File:Flag of Hokkaido Prefecture.svg

The flag of Hokkaido: it would keep the red star and blue background of the Republic of Ezo

It is easy to see the Republic of Ezo as a secessionist state. However, this would be to ignore the fact that Enomoto went out of his way to profess his loyalty to the Emperor and that it was his goal to simply create a new province of Japan which would remain an enclave of the old ways. Therefore the establishment of the Republic of Ezo could be seen as Japan’s very first territorial expansion. Other than a few disparate settlers the Japanese had no official presence in Hokkaido prior to Enomoto’s escape there. Enomoto certainly did not see himself as a separatist. Whatever the point of view he set up the first democratic system in Japan and was the object of Japan’s first modern war.

File:Land And Naval Battle of Hakodate.JPG

The Japanese portrayed this conflict as a romantic end of the samurai at the hands of the modern Imperial army. This ignores the reality that it was Japan’s first modern conflict.
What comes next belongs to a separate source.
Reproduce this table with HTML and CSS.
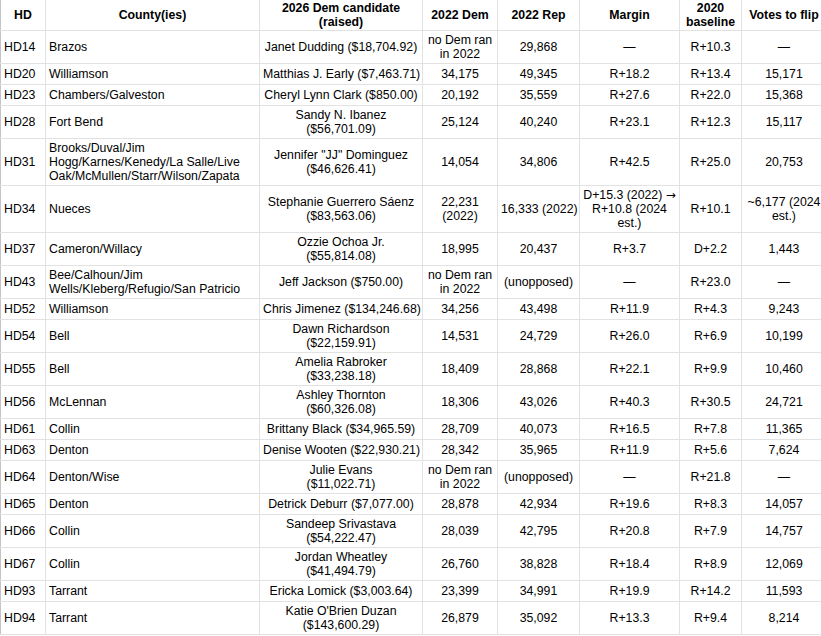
FILE: index.html
```html
<!DOCTYPE html>
<html lang="en">
<head>
<meta charset="utf-8">
<title>2026 Texas House targets</title>
<link rel="stylesheet" href="styles.css">
</head>
<body>
<div class="viewport">
<table class="sheet">
<colgroup>
<col class="c-hd"><col class="c-county"><col class="c-cand"><col class="c-dem"><col class="c-rep"><col class="c-margin"><col class="c-base"><col class="c-flip">
</colgroup>
<thead>
<tr>
<th>HD</th><th>County(ies)</th><th>2026 Dem candidate<br>(raised)</th><th>2022 Dem</th><th>2022 Rep</th><th>Margin</th><th>2020<br>baseline</th><th>Votes to flip</th>
</tr>
</thead>
<tbody>
<tr><td class="l">HD14</td><td class="l">Brazos</td><td>Janet Dudding ($18,704.92)</td><td>no Dem ran<br>in 2022</td><td>29,868</td><td>—</td><td>R+10.3</td><td>—</td></tr>
<tr><td class="l">HD20</td><td class="l">Williamson</td><td>Matthias J. Early ($7,463.71)</td><td>34,175</td><td>49,345</td><td>R+18.2</td><td>R+13.4</td><td>15,171</td></tr>
<tr><td class="l">HD23</td><td class="l">Chambers/Galveston</td><td>Cheryl Lynn Clark ($850.00)</td><td>20,192</td><td>35,559</td><td>R+27.6</td><td>R+22.0</td><td>15,368</td></tr>
<tr><td class="l">HD28</td><td class="l">Fort Bend</td><td>Sandy N. Ibanez<br>($56,701.09)</td><td>25,124</td><td>40,240</td><td>R+23.1</td><td>R+12.3</td><td>15,117</td></tr>
<tr><td class="l">HD31</td><td class="l">Brooks/Duval/Jim<br>Hogg/Karnes/Kenedy/La Salle/Live<br>Oak/McMullen/Starr/Wilson/Zapata</td><td>Jennifer "JJ" Dominguez<br>($46,626.41)</td><td>14,054</td><td>34,806</td><td>R+42.5</td><td>R+25.0</td><td>20,753</td></tr>
<tr><td class="l">HD34</td><td class="l">Nueces</td><td>Stephanie Guerrero Sáenz<br>($83,563.06)</td><td>22,231<br>(2022)</td><td>16,333 (2022)</td><td>D+15.3 (2022) <span class="arrow">→</span><br>R+10.8 (2024<br>est.)</td><td>R+10.1</td><td>~6,177 (2024<br>est.)</td></tr>
<tr><td class="l">HD37</td><td class="l">Cameron/Willacy</td><td>Ozzie Ochoa Jr.<br>($55,814.08)</td><td>18,995</td><td>20,437</td><td>R+3.7</td><td>D+2.2</td><td>1,443</td></tr>
<tr><td class="l">HD43</td><td class="l">Bee/Calhoun/Jim<br>Wells/Kleberg/Refugio/San Patricio</td><td>Jeff Jackson ($750.00)</td><td>no Dem ran<br>in 2022</td><td>(unopposed)</td><td>—</td><td>R+23.0</td><td>—</td></tr>
<tr><td class="l">HD52</td><td class="l">Williamson</td><td>Chris Jimenez ($134,246.68)</td><td>34,256</td><td>43,498</td><td>R+11.9</td><td>R+4.3</td><td>9,243</td></tr>
<tr><td class="l">HD54</td><td class="l">Bell</td><td>Dawn Richardson<br>($22,159.91)</td><td>14,531</td><td>24,729</td><td>R+26.0</td><td>R+6.9</td><td>10,199</td></tr>
<tr><td class="l">HD55</td><td class="l">Bell</td><td>Amelia Rabroker<br>($33,238.18)</td><td>18,409</td><td>28,868</td><td>R+22.1</td><td>R+9.9</td><td>10,460</td></tr>
<tr><td class="l">HD56</td><td class="l">McLennan</td><td>Ashley Thornton<br>($60,326.08)</td><td>18,306</td><td>43,026</td><td>R+40.3</td><td>R+30.5</td><td>24,721</td></tr>
<tr><td class="l">HD61</td><td class="l">Collin</td><td>Brittany Black ($34,965.59)</td><td>28,709</td><td>40,073</td><td>R+16.5</td><td>R+7.8</td><td>11,365</td></tr>
<tr><td class="l">HD63</td><td class="l">Denton</td><td>Denise Wooten ($22,930.21)</td><td>28,342</td><td>35,965</td><td>R+11.9</td><td>R+5.6</td><td>7,624</td></tr>
<tr><td class="l">HD64</td><td class="l">Denton/Wise</td><td>Julie Evans<br>($11,022.71)</td><td>no Dem ran<br>in 2022</td><td>(unopposed)</td><td>—</td><td>R+21.8</td><td>—</td></tr>
<tr><td class="l">HD65</td><td class="l">Denton</td><td>Detrick Deburr ($7,077.00)</td><td>28,878</td><td>42,934</td><td>R+19.6</td><td>R+8.3</td><td>14,057</td></tr>
<tr><td class="l">HD66</td><td class="l">Collin</td><td>Sandeep Srivastava<br>($54,222.47)</td><td>28,039</td><td>42,795</td><td>R+20.8</td><td>R+7.9</td><td>14,757</td></tr>
<tr><td class="l">HD67</td><td class="l">Collin</td><td>Jordan Wheatley<br>($41,494.79)</td><td>26,760</td><td>38,828</td><td>R+18.4</td><td>R+8.9</td><td>12,069</td></tr>
<tr><td class="l">HD93</td><td class="l">Tarrant</td><td>Ericka Lomick ($3,003.64)</td><td>23,399</td><td>34,991</td><td>R+19.9</td><td>R+14.2</td><td>11,593</td></tr>
<tr><td class="l">HD94</td><td class="l">Tarrant</td><td>Katie O'Brien Duzan<br>($143,600.29)</td><td>26,879</td><td>35,092</td><td>R+13.3</td><td>R+9.4</td><td>8,214</td></tr>
</tbody>
</table>
</div>
</body>
</html>
```

FILE: styles.css
```css
html, body {
  margin: 0;
  padding: 0;
  background: #ffffff;
}

.viewport {
  width: 821px;
  height: 636px;
  overflow: hidden;
}

.sheet {
  border-collapse: collapse;
  table-layout: fixed;
  width: 826px;
  font-family: "Liberation Sans", Arial, sans-serif;
  font-size: 12.3px;
  color: #000000;
  border-left: 1px solid #c4c4c4;
}

.c-hd { width: 45px; }
.c-county { width: 214px; }
.c-cand { width: 163px; }
.c-dem { width: 75px; }
.c-rep { width: 82px; }
.c-margin { width: 100px; }
.c-base { width: 62px; }
.c-flip { width: 85px; }

.sheet th,
.sheet td {
  border: 1px solid #e2e2e2;
  text-align: center;
  vertical-align: middle;
  white-space: nowrap;
  overflow: hidden;
  line-height: 14px;
}

.sheet th {
  font-weight: bold;
  padding: 0 3px;
  border-top: none;
}

.sheet thead tr {
  height: 30px;
}

.sheet td {
  padding: 2px 3px;
}

.sheet tbody tr {
  height: 21px;
}

.sheet th:first-child,
.sheet td:first-child {
  border-left: 1px solid #c4c4c4;
}

.sheet td.l {
  text-align: left;
}

.arrow {
  font-family: "DejaVu Sans", sans-serif;
  font-size: 12px;
}
```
    This is a much ignored area of Japanese history despite its importance in the story of Japanese modernisation as the first modern conflict, first democracy and first territorial expansion in Japanese history. In addition all of the characters on both sides would go on to shape history. Enomoto and Admiral Togo would play a prominent role in the expansion of the Japanese Empire into Korea and Taiwan, and Brunet would be an important character in the Franco-Prussian war that ended the reign of Napoleon III and created the German nation.



  1. You write about the most interesting things! I didn’t know much of the above (although I feel a reluctant to admit that), but thanks to you – now I know!

    1. Thanks I am glad you are enjoying them!